[Set problem]
Exactly repeat the material, dropping only the pictures.

[Available data]
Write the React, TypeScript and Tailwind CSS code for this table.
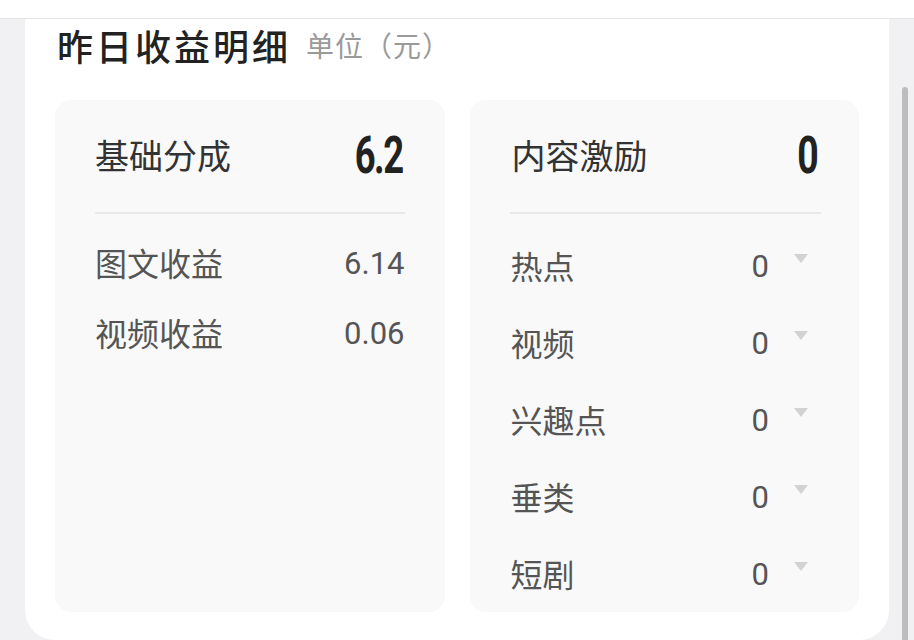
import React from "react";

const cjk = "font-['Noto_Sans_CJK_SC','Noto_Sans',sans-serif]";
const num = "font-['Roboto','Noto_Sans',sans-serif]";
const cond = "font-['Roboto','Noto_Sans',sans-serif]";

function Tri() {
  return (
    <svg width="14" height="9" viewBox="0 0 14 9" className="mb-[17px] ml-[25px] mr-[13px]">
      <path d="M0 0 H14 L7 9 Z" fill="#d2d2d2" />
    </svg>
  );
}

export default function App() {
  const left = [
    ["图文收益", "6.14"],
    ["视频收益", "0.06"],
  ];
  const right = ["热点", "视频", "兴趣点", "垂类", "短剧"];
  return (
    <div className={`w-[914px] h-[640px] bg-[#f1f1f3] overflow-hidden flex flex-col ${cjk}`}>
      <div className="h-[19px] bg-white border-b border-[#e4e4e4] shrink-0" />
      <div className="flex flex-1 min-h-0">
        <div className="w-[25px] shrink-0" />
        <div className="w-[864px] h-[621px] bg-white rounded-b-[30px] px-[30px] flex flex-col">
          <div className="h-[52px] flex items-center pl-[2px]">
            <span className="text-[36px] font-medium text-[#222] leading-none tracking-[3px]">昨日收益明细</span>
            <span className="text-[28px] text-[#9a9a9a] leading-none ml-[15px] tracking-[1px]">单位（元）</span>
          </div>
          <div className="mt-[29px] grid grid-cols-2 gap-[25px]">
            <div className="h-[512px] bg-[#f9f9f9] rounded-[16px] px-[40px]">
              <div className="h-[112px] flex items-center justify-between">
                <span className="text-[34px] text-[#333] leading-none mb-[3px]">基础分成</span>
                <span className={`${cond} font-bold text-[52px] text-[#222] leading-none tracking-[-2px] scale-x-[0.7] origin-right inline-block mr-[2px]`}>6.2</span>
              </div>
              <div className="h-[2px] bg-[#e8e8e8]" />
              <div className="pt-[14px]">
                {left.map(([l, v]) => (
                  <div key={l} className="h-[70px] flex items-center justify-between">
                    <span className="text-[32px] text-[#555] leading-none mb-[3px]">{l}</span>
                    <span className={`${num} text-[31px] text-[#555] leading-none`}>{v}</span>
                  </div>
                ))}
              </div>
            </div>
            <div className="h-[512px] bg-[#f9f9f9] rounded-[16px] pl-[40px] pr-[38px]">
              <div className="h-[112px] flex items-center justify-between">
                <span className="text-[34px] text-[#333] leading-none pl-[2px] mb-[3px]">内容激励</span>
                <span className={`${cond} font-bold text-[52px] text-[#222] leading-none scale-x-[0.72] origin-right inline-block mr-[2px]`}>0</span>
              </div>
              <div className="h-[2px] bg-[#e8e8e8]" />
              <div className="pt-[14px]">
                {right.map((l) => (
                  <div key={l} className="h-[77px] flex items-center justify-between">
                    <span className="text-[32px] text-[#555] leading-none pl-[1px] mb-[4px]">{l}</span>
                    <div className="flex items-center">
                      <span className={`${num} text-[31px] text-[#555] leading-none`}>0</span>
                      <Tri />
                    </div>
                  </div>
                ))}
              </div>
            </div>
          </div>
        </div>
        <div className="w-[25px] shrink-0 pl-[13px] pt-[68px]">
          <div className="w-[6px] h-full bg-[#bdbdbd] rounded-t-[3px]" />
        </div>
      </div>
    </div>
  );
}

[Task output]
Write the React, TypeScript and Tailwind CSS code for this table.
import React from "react";

const cjk = "font-['Noto_Sans_CJK_SC','Noto_Sans',sans-serif]";
const num = "font-['Roboto','Noto_Sans',sans-serif]";
const cond = "font-['Roboto','Noto_Sans',sans-serif]";

function Tri() {
  return (
    <svg width="14" height="9" viewBox="0 0 14 9" className="mb-[17px] ml-[25px] mr-[13px]">
      <path d="M0 0 H14 L7 9 Z" fill="#d2d2d2" />
    </svg>
  );
}

export default function App() {
  const left = [
    ["图文收益", "6.14"],
    ["视频收益", "0.06"],
  ];
  const right = ["热点", "视频", "兴趣点", "垂类", "短剧"];
  return (
    <div className={`w-[914px] h-[640px] bg-[#f1f1f3] overflow-hidden flex flex-col ${cjk}`}>
      <div className="h-[19px] bg-white border-b border-[#e4e4e4] shrink-0" />
      <div className="flex flex-1 min-h-0">
        <div className="w-[25px] shrink-0" />
        <div className="w-[864px] h-[621px] bg-white rounded-b-[30px] px-[30px] flex flex-col">
          <div className="h-[52px] flex items-center pl-[2px]">
            <span className="text-[36px] font-medium text-[#222] leading-none tracking-[3px]">昨日收益明细</span>
            <span className="text-[28px] text-[#9a9a9a] leading-none ml-[15px] tracking-[1px]">单位（元）</span>
          </div>
          <div className="mt-[29px] grid grid-cols-2 gap-[25px]">
            <div className="h-[512px] bg-[#f9f9f9] rounded-[16px] px-[40px]">
              <div className="h-[112px] flex items-center justify-between">
                <span className="text-[34px] text-[#333] leading-none mb-[3px]">基础分成</span>
                <span className={`${cond} font-bold text-[52px] text-[#222] leading-none tracking-[-2px] scale-x-[0.7] origin-right inline-block mr-[2px]`}>6.2</span>
              </div>
              <div className="h-[2px] bg-[#e8e8e8]" />
              <div className="pt-[14px]">
                {left.map(([l, v]) => (
                  <div key={l} className="h-[70px] flex items-center justify-between">
                    <span className="text-[32px] text-[#555] leading-none mb-[3px]">{l}</span>
                    <span className={`${num} text-[31px] text-[#555] leading-none`}>{v}</span>
                  </div>
                ))}
              </div>
            </div>
            <div className="h-[512px] bg-[#f9f9f9] rounded-[16px] pl-[40px] pr-[38px]">
              <div className="h-[112px] flex items-center justify-between">
                <span className="text-[34px] text-[#333] leading-none pl-[2px] mb-[3px]">内容激励</span>
                <span className={`${cond} font-bold text-[52px] text-[#222] leading-none scale-x-[0.72] origin-right inline-block mr-[2px]`}>0</span>
              </div>
              <div className="h-[2px] bg-[#e8e8e8]" />
              <div className="pt-[14px]">
                {right.map((l) => (
                  <div key={l} className="h-[77px] flex items-center justify-between">
                    <span className="text-[32px] text-[#555] leading-none pl-[1px] mb-[4px]">{l}</span>
                    <div className="flex items-center">
                      <span className={`${num} text-[31px] text-[#555] leading-none`}>0</span>
                      <Tri />
                    </div>
                  </div>
                ))}
              </div>
            </div>
          </div>
        </div>
        <div className="w-[25px] shrink-0 pl-[13px] pt-[68px]">
          <div className="w-[6px] h-full bg-[#bdbdbd] rounded-t-[3px]" />
        </div>
      </div>
    </div>
  );
}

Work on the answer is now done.